[Work required]: Transcribe the whole listing without a single picture.

[Provided material]:

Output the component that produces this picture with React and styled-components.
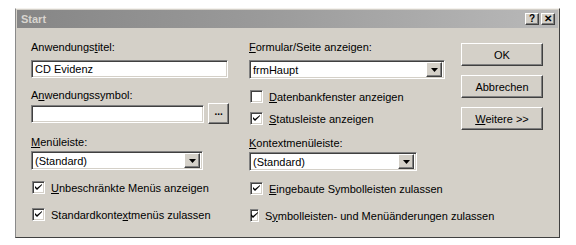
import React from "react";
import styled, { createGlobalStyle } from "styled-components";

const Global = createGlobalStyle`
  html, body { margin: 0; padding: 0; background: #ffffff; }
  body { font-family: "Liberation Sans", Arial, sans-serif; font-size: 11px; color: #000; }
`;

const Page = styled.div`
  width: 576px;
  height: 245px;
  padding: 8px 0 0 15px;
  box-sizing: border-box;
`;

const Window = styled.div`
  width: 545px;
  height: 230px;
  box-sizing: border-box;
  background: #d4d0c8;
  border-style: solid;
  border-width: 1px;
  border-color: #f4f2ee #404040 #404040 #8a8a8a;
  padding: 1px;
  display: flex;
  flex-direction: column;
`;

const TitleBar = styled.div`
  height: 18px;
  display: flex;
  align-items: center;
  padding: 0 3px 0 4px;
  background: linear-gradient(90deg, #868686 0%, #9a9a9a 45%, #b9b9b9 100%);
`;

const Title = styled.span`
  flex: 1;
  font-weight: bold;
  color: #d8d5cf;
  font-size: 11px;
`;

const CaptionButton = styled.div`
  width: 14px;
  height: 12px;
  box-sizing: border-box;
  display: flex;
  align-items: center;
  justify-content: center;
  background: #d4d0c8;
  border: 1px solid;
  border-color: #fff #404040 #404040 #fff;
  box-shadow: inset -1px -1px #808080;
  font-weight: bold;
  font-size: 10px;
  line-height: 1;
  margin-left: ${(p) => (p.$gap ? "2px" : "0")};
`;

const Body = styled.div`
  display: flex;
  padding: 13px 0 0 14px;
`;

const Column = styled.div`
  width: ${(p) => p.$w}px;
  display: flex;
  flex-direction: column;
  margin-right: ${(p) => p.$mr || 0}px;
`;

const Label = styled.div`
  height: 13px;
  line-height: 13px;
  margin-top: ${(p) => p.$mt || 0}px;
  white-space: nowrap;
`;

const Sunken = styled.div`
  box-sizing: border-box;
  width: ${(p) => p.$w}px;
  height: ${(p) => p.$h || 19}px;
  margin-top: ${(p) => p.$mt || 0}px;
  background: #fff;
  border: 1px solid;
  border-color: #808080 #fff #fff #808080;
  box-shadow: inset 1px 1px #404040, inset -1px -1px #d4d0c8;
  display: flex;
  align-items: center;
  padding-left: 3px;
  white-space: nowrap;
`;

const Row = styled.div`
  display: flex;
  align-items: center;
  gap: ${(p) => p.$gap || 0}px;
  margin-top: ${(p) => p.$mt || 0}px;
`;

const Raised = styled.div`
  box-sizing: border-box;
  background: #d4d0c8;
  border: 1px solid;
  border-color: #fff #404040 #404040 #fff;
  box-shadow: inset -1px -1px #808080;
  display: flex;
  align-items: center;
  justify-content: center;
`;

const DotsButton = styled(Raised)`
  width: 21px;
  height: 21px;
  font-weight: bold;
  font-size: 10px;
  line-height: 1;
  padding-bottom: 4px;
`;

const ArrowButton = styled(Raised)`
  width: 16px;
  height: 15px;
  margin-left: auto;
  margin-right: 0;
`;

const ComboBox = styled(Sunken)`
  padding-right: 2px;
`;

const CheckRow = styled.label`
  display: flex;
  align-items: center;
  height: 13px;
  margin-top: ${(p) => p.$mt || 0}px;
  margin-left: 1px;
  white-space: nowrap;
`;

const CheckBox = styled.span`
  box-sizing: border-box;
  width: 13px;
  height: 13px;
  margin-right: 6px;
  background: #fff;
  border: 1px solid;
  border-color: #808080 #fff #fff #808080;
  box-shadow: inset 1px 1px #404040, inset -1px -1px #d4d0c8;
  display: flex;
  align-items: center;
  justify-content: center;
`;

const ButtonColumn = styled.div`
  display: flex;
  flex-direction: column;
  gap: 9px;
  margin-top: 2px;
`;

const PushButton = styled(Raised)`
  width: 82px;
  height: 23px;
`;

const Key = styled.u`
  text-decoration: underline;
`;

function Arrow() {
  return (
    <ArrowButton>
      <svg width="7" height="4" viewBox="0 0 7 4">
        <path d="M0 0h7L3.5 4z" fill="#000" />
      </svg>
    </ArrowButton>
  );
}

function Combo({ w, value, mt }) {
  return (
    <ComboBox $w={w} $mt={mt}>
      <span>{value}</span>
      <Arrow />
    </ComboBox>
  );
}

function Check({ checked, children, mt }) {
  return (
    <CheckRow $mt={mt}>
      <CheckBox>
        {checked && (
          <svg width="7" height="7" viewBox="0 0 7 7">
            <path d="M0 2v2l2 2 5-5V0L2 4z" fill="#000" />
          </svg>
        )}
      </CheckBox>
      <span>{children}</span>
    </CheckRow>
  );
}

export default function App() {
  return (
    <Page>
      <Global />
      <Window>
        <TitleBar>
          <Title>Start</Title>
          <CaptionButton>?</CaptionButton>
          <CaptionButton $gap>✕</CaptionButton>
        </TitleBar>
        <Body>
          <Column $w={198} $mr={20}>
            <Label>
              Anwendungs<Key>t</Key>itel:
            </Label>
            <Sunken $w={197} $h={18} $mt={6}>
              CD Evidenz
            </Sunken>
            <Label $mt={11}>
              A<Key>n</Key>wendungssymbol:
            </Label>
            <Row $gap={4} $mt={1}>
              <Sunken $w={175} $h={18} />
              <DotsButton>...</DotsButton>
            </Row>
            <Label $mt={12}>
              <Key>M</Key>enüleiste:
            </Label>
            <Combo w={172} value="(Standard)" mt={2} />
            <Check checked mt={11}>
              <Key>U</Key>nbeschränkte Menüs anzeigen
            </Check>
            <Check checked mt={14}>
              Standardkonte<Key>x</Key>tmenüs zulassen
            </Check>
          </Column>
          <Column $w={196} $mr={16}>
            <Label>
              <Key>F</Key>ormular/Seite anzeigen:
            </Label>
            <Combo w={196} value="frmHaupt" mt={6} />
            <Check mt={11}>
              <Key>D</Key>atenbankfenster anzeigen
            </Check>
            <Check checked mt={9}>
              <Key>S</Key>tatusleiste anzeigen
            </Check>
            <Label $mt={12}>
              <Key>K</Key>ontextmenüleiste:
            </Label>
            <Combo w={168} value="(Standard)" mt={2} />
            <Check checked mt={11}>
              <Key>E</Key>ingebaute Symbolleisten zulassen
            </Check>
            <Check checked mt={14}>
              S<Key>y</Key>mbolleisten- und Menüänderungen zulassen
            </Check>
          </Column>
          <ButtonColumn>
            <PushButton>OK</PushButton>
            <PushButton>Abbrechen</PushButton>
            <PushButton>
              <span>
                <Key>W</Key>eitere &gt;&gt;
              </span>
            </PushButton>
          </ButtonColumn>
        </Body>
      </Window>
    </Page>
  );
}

[Response below]:
Output the component that produces this picture with React and styled-components.
import React from "react";
import styled, { createGlobalStyle } from "styled-components";

const Global = createGlobalStyle`
  html, body { margin: 0; padding: 0; background: #ffffff; }
  body { font-family: "Liberation Sans", Arial, sans-serif; font-size: 11px; color: #000; }
`;

const Page = styled.div`
  width: 576px;
  height: 245px;
  padding: 8px 0 0 15px;
  box-sizing: border-box;
`;

const Window = styled.div`
  width: 545px;
  height: 230px;
  box-sizing: border-box;
  background: #d4d0c8;
  border-style: solid;
  border-width: 1px;
  border-color: #f4f2ee #404040 #404040 #8a8a8a;
  padding: 1px;
  display: flex;
  flex-direction: column;
`;

const TitleBar = styled.div`
  height: 18px;
  display: flex;
  align-items: center;
  padding: 0 3px 0 4px;
  background: linear-gradient(90deg, #868686 0%, #9a9a9a 45%, #b9b9b9 100%);
`;

const Title = styled.span`
  flex: 1;
  font-weight: bold;
  color: #d8d5cf;
  font-size: 11px;
`;

const CaptionButton = styled.div`
  width: 14px;
  height: 12px;
  box-sizing: border-box;
  display: flex;
  align-items: center;
  justify-content: center;
  background: #d4d0c8;
  border: 1px solid;
  border-color: #fff #404040 #404040 #fff;
  box-shadow: inset -1px -1px #808080;
  font-weight: bold;
  font-size: 10px;
  line-height: 1;
  margin-left: ${(p) => (p.$gap ? "2px" : "0")};
`;

const Body = styled.div`
  display: flex;
  padding: 13px 0 0 14px;
`;

const Column = styled.div`
  width: ${(p) => p.$w}px;
  display: flex;
  flex-direction: column;
  margin-right: ${(p) => p.$mr || 0}px;
`;

const Label = styled.div`
  height: 13px;
  line-height: 13px;
  margin-top: ${(p) => p.$mt || 0}px;
  white-space: nowrap;
`;

const Sunken = styled.div`
  box-sizing: border-box;
  width: ${(p) => p.$w}px;
  height: ${(p) => p.$h || 19}px;
  margin-top: ${(p) => p.$mt || 0}px;
  background: #fff;
  border: 1px solid;
  border-color: #808080 #fff #fff #808080;
  box-shadow: inset 1px 1px #404040, inset -1px -1px #d4d0c8;
  display: flex;
  align-items: center;
  padding-left: 3px;
  white-space: nowrap;
`;

const Row = styled.div`
  display: flex;
  align-items: center;
  gap: ${(p) => p.$gap || 0}px;
  margin-top: ${(p) => p.$mt || 0}px;
`;

const Raised = styled.div`
  box-sizing: border-box;
  background: #d4d0c8;
  border: 1px solid;
  border-color: #fff #404040 #404040 #fff;
  box-shadow: inset -1px -1px #808080;
  display: flex;
  align-items: center;
  justify-content: center;
`;

const DotsButton = styled(Raised)`
  width: 21px;
  height: 21px;
  font-weight: bold;
  font-size: 10px;
  line-height: 1;
  padding-bottom: 4px;
`;

const ArrowButton = styled(Raised)`
  width: 16px;
  height: 15px;
  margin-left: auto;
  margin-right: 0;
`;

const ComboBox = styled(Sunken)`
  padding-right: 2px;
`;

const CheckRow = styled.label`
  display: flex;
  align-items: center;
  height: 13px;
  margin-top: ${(p) => p.$mt || 0}px;
  margin-left: 1px;
  white-space: nowrap;
`;

const CheckBox = styled.span`
  box-sizing: border-box;
  width: 13px;
  height: 13px;
  margin-right: 6px;
  background: #fff;
  border: 1px solid;
  border-color: #808080 #fff #fff #808080;
  box-shadow: inset 1px 1px #404040, inset -1px -1px #d4d0c8;
  display: flex;
  align-items: center;
  justify-content: center;
`;

const ButtonColumn = styled.div`
  display: flex;
  flex-direction: column;
  gap: 9px;
  margin-top: 2px;
`;

const PushButton = styled(Raised)`
  width: 82px;
  height: 23px;
`;

const Key = styled.u`
  text-decoration: underline;
`;

function Arrow() {
  return (
    <ArrowButton>
      <svg width="7" height="4" viewBox="0 0 7 4">
        <path d="M0 0h7L3.5 4z" fill="#000" />
      </svg>
    </ArrowButton>
  );
}

function Combo({ w, value, mt }) {
  return (
    <ComboBox $w={w} $mt={mt}>
      <span>{value}</span>
      <Arrow />
    </ComboBox>
  );
}

function Check({ checked, children, mt }) {
  return (
    <CheckRow $mt={mt}>
      <CheckBox>
        {checked && (
          <svg width="7" height="7" viewBox="0 0 7 7">
            <path d="M0 2v2l2 2 5-5V0L2 4z" fill="#000" />
          </svg>
        )}
      </CheckBox>
      <span>{children}</span>
    </CheckRow>
  );
}

export default function App() {
  return (
    <Page>
      <Global />
      <Window>
        <TitleBar>
          <Title>Start</Title>
          <CaptionButton>?</CaptionButton>
          <CaptionButton $gap>✕</CaptionButton>
        </TitleBar>
        <Body>
          <Column $w={198} $mr={20}>
            <Label>
              Anwendungs<Key>t</Key>itel:
            </Label>
            <Sunken $w={197} $h={18} $mt={6}>
              CD Evidenz
            </Sunken>
            <Label $mt={11}>
              A<Key>n</Key>wendungssymbol:
            </Label>
            <Row $gap={4} $mt={1}>
              <Sunken $w={175} $h={18} />
              <DotsButton>...</DotsButton>
            </Row>
            <Label $mt={12}>
              <Key>M</Key>enüleiste:
            </Label>
            <Combo w={172} value="(Standard)" mt={2} />
            <Check checked mt={11}>
              <Key>U</Key>nbeschränkte Menüs anzeigen
            </Check>
            <Check checked mt={14}>
              Standardkonte<Key>x</Key>tmenüs zulassen
            </Check>
          </Column>
          <Column $w={196} $mr={16}>
            <Label>
              <Key>F</Key>ormular/Seite anzeigen:
            </Label>
            <Combo w={196} value="frmHaupt" mt={6} />
            <Check mt={11}>
              <Key>D</Key>atenbankfenster anzeigen
            </Check>
            <Check checked mt={9}>
              <Key>S</Key>tatusleiste anzeigen
            </Check>
            <Label $mt={12}>
              <Key>K</Key>ontextmenüleiste:
            </Label>
            <Combo w={168} value="(Standard)" mt={2} />
            <Check checked mt={11}>
              <Key>E</Key>ingebaute Symbolleisten zulassen
            </Check>
            <Check checked mt={14}>
              S<Key>y</Key>mbolleisten- und Menüänderungen zulassen
            </Check>
          </Column>
          <ButtonColumn>
            <PushButton>OK</PushButton>
            <PushButton>Abbrechen</PushButton>
            <PushButton>
              <span>
                <Key>W</Key>eitere &gt;&gt;
              </span>
            </PushButton>
          </ButtonColumn>
        </Body>
      </Window>
    </Page>
  );
}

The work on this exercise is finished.